F. B. : Toulouse et Clermont sont structurés et ont une vie économique complètement différente. Néanmoins, ce qui est apprécié à Clermont est la sagesse des dirigeants, leur tranquillité et leur discrétion. C'est un club fort, puissant, discret qui ne parle pas pour rien dire et ne met pas de l'huile sur le feu. Le Stade toulousain apprécie vraiment cette façon de faire et d'aborder le rugby professionnel. Sur la partie sportive, l'ASM est plutôt dans l'excellence sur le moyen terme et le très long terme. Je suis quand même assez admiratif de leur public. Le public toulousain a eu la chance de ramener de nombreux trophées à la maison, Clermont a été sevré de ce côté-là. Mais leurs supporters ont toujours été au soutien de leur équipe en étant très respectueux des autres, c'est admirable. C'est un club qui porte beaucoup de valeurs et qui ne semble pas être dans la ligne du rugby actuel professionnel. Je le regrette. Il y a un grand respect entre nous.

 

Midi Olympique : Dernière question, que vous souhaitez-vous pour cette finale ?

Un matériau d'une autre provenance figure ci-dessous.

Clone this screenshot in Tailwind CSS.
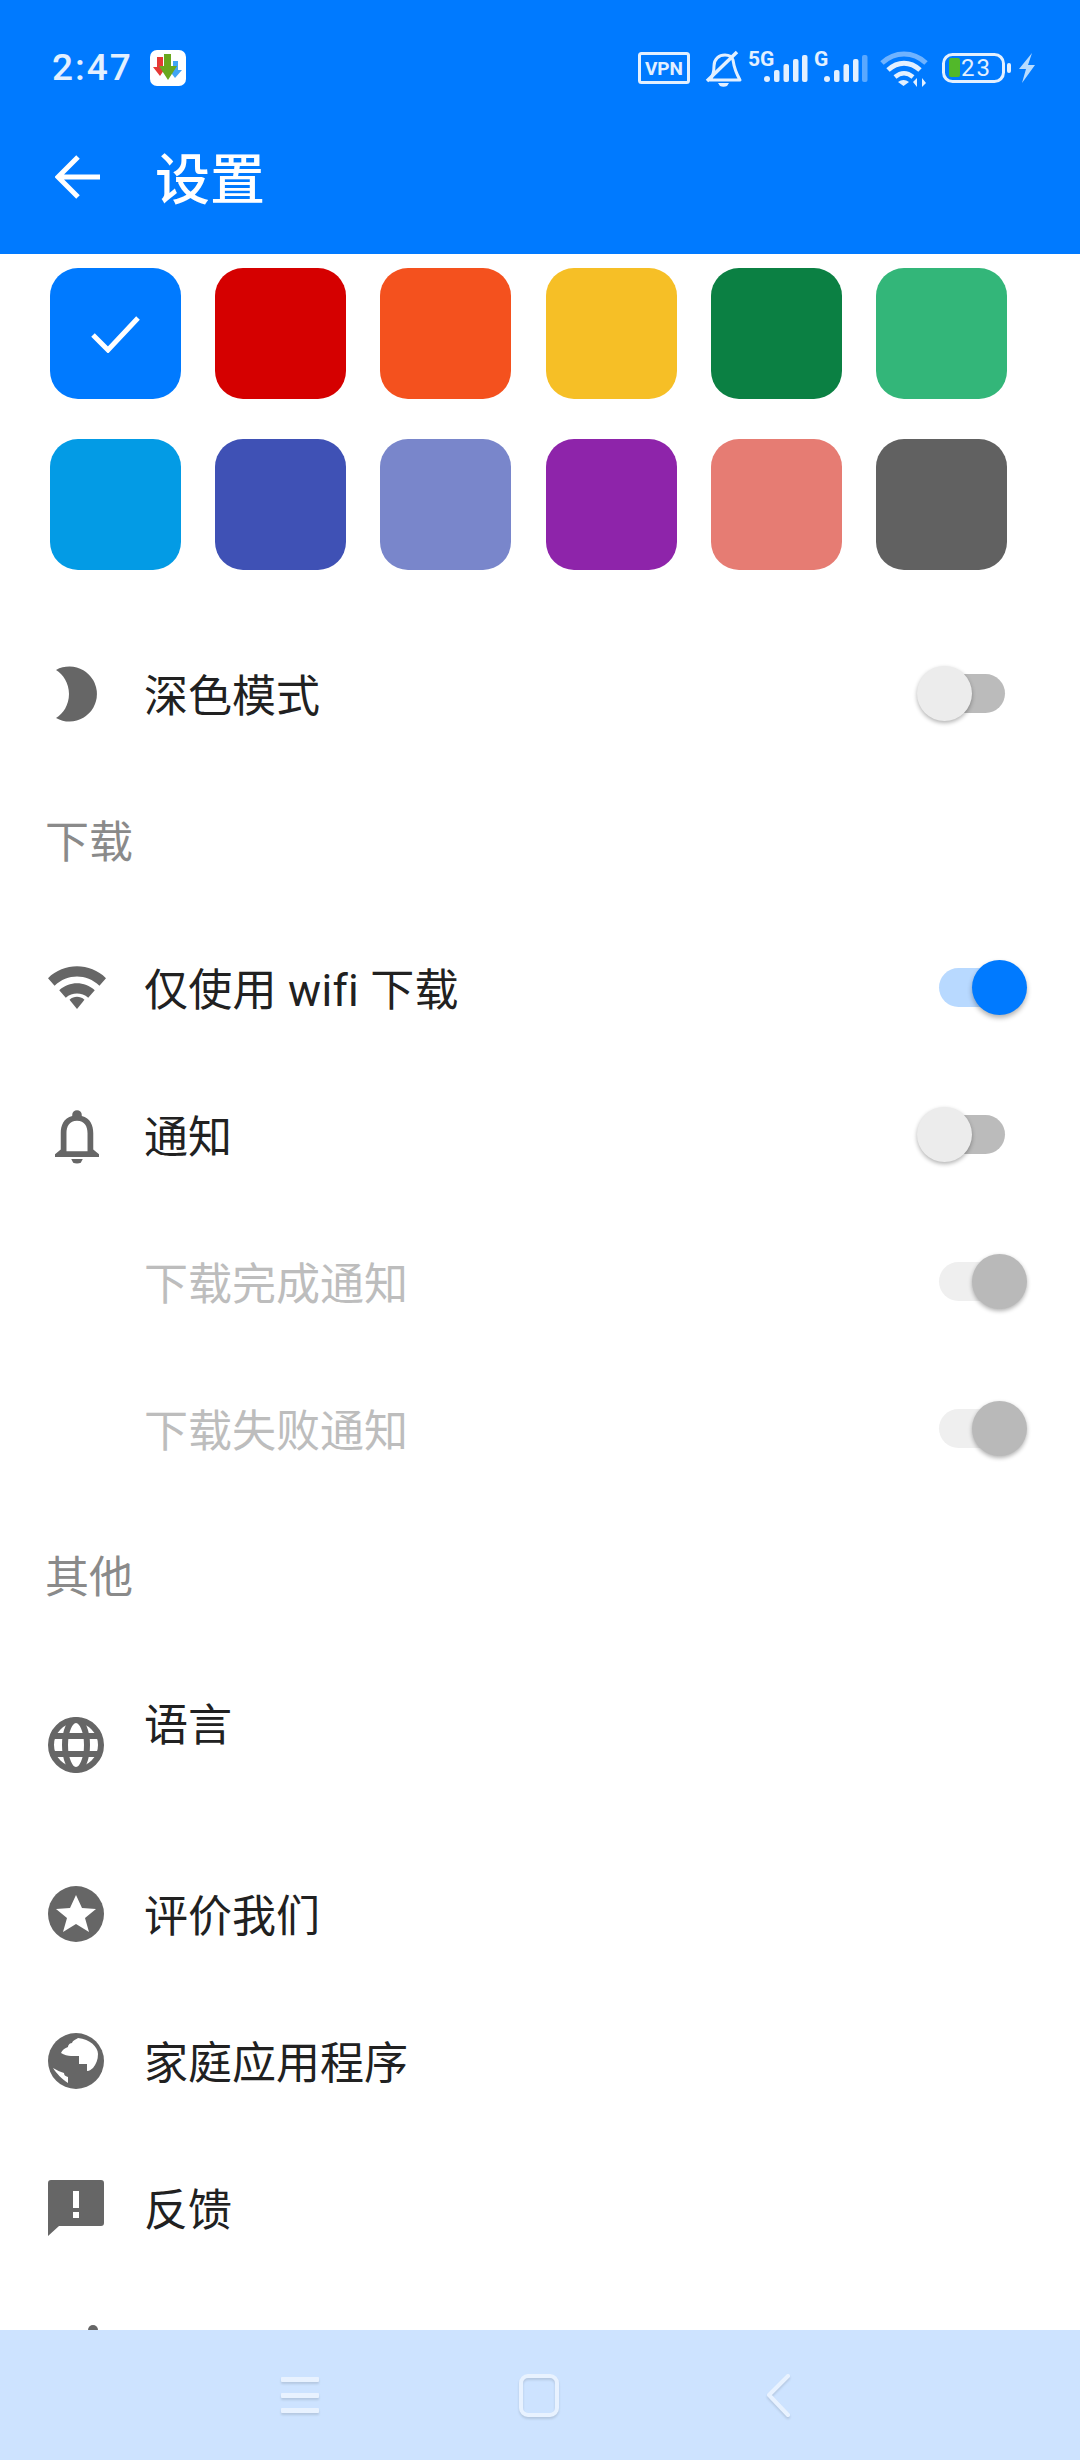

F. B. : Que voulez-vous que je dise ? (rires) Je souhaite très sportivement que Jean-Marc perde et que le Stade toulousain gagne. Après, ce sera la vérité du terrain et elle sera respectable. Bonne chance et que le meilleur gagne.

J-M. L : En toute franchise, je souhaite que l'ASM gagne. J'espère que cela fera un beau spectacle à la hauteur de ce qu'on attend de ce sport. Le rugby a besoin de pouvoir montrer des choses positives. Nous avons eu une saison pas toujours réussie en termes d'images et de public avec les résultats difficiles de l'équipe de France et quelques affaires à droite et à gauche. Cette finale est l'occasion de bien terminer la saison.